At eight, Compton started pitching for a Pee Wee team called the Peacocks in the Santa Maria, Calif. rec league. When she was 11, her father, Charles, who was her first and only coach until Backus, thought Tracy should graduate from an underhand, slingshot delivery to the adult windmill style. "And I demolished the backyard fence," she says.
As a little kid, Doom was a bowler in Minneapolis, where she lived until moving with her family to Tempe when she was 11. There her father, Dave, signed her up for a softball team called the Firefighters. Father and daughter worked on pitching every night behind their house. When Debbie was 14, her father sought out Hank Duffy, a local softball coach, and, under the lights of the tennis courts in a nearby park, Doomsday dawned. Duffy showed Debbie how to use her height to her advantage—to extend her stride to the edge of the pitching circle, and to disguise her pitches by releasing the ball at calf level rather than at her hip. She discovered she had a natural downspin on the ball, which gave her a drop pitch that fell six inches. She added a rise and a changeup and became too good for her high school team. So, at 17, she joined the Sun City Saints, an ASA team made up of women 10 or 15 years her senior. "Even the cheerleaders were 65," Doom says.

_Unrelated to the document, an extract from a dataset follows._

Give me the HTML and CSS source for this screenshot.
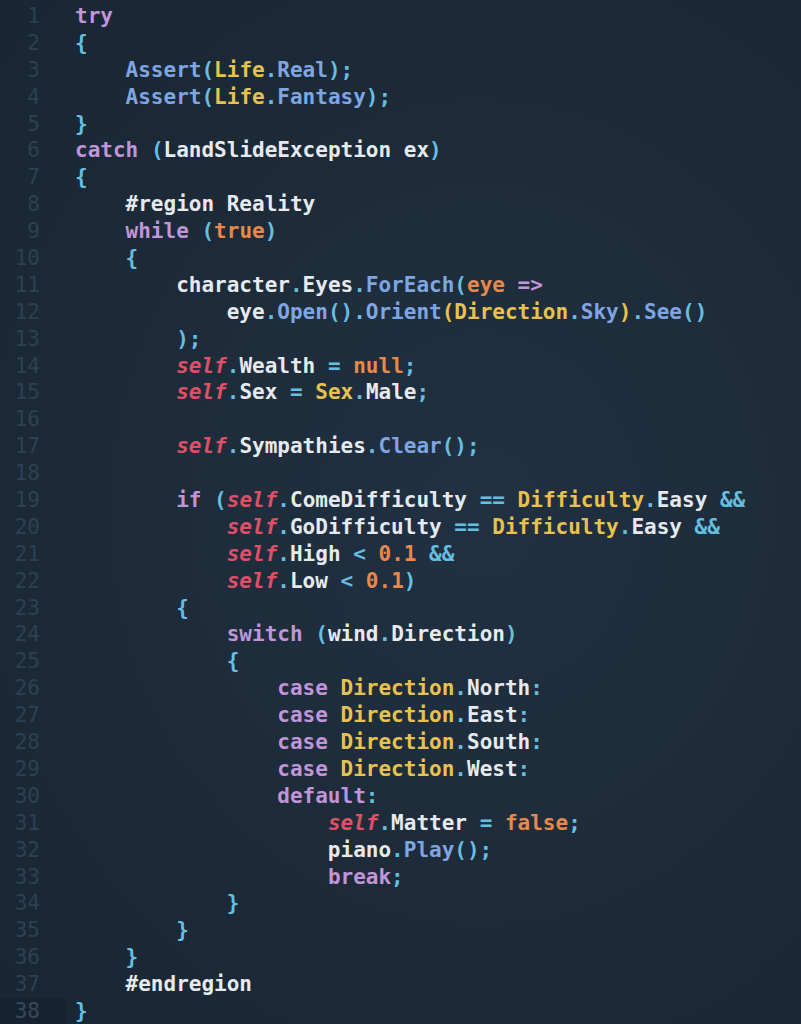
FILE: index.html
```html
<!DOCTYPE html>
<html>
<head>
<meta charset="utf-8">
<link rel="stylesheet" href="styles.css">
</head>
<body>
<div class="editor">
  <div class="gutter">
    <div class="ln">1</div><div class="ln">2</div><div class="ln">3</div><div class="ln">4</div><div class="ln">5</div><div class="ln">6</div><div class="ln">7</div><div class="ln">8</div><div class="ln">9</div><div class="ln">10</div>
    <div class="ln">11</div><div class="ln">12</div><div class="ln">13</div><div class="ln">14</div><div class="ln">15</div><div class="ln">16</div><div class="ln">17</div><div class="ln">18</div><div class="ln">19</div><div class="ln">20</div>
    <div class="ln">21</div><div class="ln">22</div><div class="ln">23</div><div class="ln">24</div><div class="ln">25</div><div class="ln">26</div><div class="ln">27</div><div class="ln">28</div><div class="ln">29</div><div class="ln">30</div>
    <div class="ln">31</div><div class="ln">32</div><div class="ln">33</div><div class="ln">34</div><div class="ln">35</div><div class="ln">36</div><div class="ln">37</div><div class="ln ln-active">38</div>
  </div>
<pre class="code"><div class="line"><span class="k">try</span></div><div class="line"><span class="p">{</span></div><div class="line">    <span class="f">Assert</span><span class="p">(</span><span class="t">Life</span><span class="p">.</span><span class="f">Real</span><span class="p">);</span></div><div class="line">    <span class="f">Assert</span><span class="p">(</span><span class="t">Life</span><span class="p">.</span><span class="f">Fantasy</span><span class="p">);</span></div><div class="line"><span class="p">}</span></div><div class="line"><span class="k">catch</span> <span class="p">(</span>LandSlideException ex<span class="p">)</span></div><div class="line"><span class="p">{</span></div><div class="line">    #region Reality</div><div class="line">    <span class="k">while</span> <span class="p">(</span><span class="c">true</span><span class="p">)</span></div><div class="line">    <span class="p">{</span></div><div class="line">        character<span class="p">.</span>Eyes<span class="p">.</span><span class="f">ForEach</span><span class="p">(</span><span class="c">eye</span> <span class="k">=&gt;</span></div><div class="line">            eye<span class="p">.</span><span class="f">Open</span><span class="p">().</span><span class="f">Orient</span><span class="t">(</span><span class="t">Direction</span><span class="p">.</span><span class="f">Sky</span><span class="t">)</span><span class="p">.</span><span class="f">See</span><span class="p">()</span></div><div class="line">        <span class="p">);</span></div><div class="line">        <span class="s">self</span><span class="p">.</span>Wealth <span class="p">=</span> <span class="c">null</span><span class="p">;</span></div><div class="line">        <span class="s">self</span><span class="p">.</span>Sex <span class="p">=</span> <span class="t">Sex</span><span class="p">.</span>Male<span class="p">;</span></div><div class="line"> </div><div class="line">        <span class="s">self</span><span class="p">.</span>Sympathies<span class="p">.</span><span class="f">Clear</span><span class="p">();</span></div><div class="line"> </div><div class="line">        <span class="k">if</span> <span class="p">(</span><span class="s">self</span><span class="p">.</span>ComeDifficulty <span class="p">==</span> <span class="t">Difficulty</span><span class="p">.</span>Easy <span class="p">&amp;&amp;</span></div><div class="line">            <span class="s">self</span><span class="p">.</span>GoDifficulty <span class="p">==</span> <span class="t">Difficulty</span><span class="p">.</span>Easy <span class="p">&amp;&amp;</span></div><div class="line">            <span class="s">self</span><span class="p">.</span>High <span class="p">&lt;</span> <span class="c">0.1</span> <span class="p">&amp;&amp;</span></div><div class="line">            <span class="s">self</span><span class="p">.</span>Low <span class="p">&lt;</span> <span class="c">0.1</span><span class="p">)</span></div><div class="line">        <span class="p">{</span></div><div class="line">            <span class="k">switch</span> <span class="p">(</span>wind<span class="p">.</span>Direction<span class="p">)</span></div><div class="line">            <span class="p">{</span></div><div class="line">                <span class="k">case</span> <span class="t">Direction</span><span class="p">.</span>North<span class="p">:</span></div><div class="line">                <span class="k">case</span> <span class="t">Direction</span><span class="p">.</span>East<span class="p">:</span></div><div class="line">                <span class="k">case</span> <span class="t">Direction</span><span class="p">.</span>South<span class="p">:</span></div><div class="line">                <span class="k">case</span> <span class="t">Direction</span><span class="p">.</span>West<span class="p">:</span></div><div class="line">                <span class="k">default</span><span class="p">:</span></div><div class="line">                    <span class="s">self</span><span class="p">.</span>Matter <span class="p">=</span> <span class="c">false</span><span class="p">;</span></div><div class="line">                    piano<span class="p">.</span><span class="f">Play</span><span class="p">();</span></div><div class="line">                    <span class="k">break</span><span class="p">;</span></div><div class="line">            <span class="p">}</span></div><div class="line">        <span class="p">}</span></div><div class="line">    <span class="p">}</span></div><div class="line">    #endregion</div><div class="line"><span class="p">}</span></div></pre>
</div>
</body>
</html>
```

FILE: styles.css
```css
html, body {
  margin: 0;
  padding: 0;
  background: #1c2a38;
}

.editor {
  width: 801px;
  height: 1024px;
  overflow: hidden;
  display: flex;
  padding-top: 3px;
  box-sizing: border-box;
  background: radial-gradient(ellipse 80% 70% at 60% 50%, #213142 0%, #1d2b39 55%, #192633 100%);
  font-family: "DejaVu Sans Mono", "Liberation Mono", monospace;
  font-size: 21px;
  line-height: 26.9px;
}

.gutter {
  width: 66px;
  flex: none;
  display: flex;
  flex-direction: column;
}

.ln {
  height: 26.9px;
  padding-right: 26px;
  text-align: right;
  color: #2d4153;
}

.ln-active {
  background: #172230;
  color: #36495b;
}

.code {
  margin: 0 0 0 9px;
  font: inherit;
  color: #e6eaee;
  white-space: pre;
  font-weight: 600;
}

.line {
  height: 26.9px;
}

.k { color: #c195d9; }
.p { color: #66bfe0; }
.f { color: #7ea6e2; }
.t { color: #e8c24e; }
.c { color: #e8884a; }
.s { color: #e04f68; font-style: italic; }
```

So, with all this success and natural talent and beauty, who needs to take Cruising for Guys 101? "Well," says Compton, looking as if she were about ready to turn another cartwheel, "you can never be too sure."
TWO PHOTOS
Compton (left) fires her blazer in a hurry, while Doom lets her breaking balls loose after a deliberate windup.
PHOTO
Before facing opposing hitters, Tracy does homework: a dab of this, a puff of that.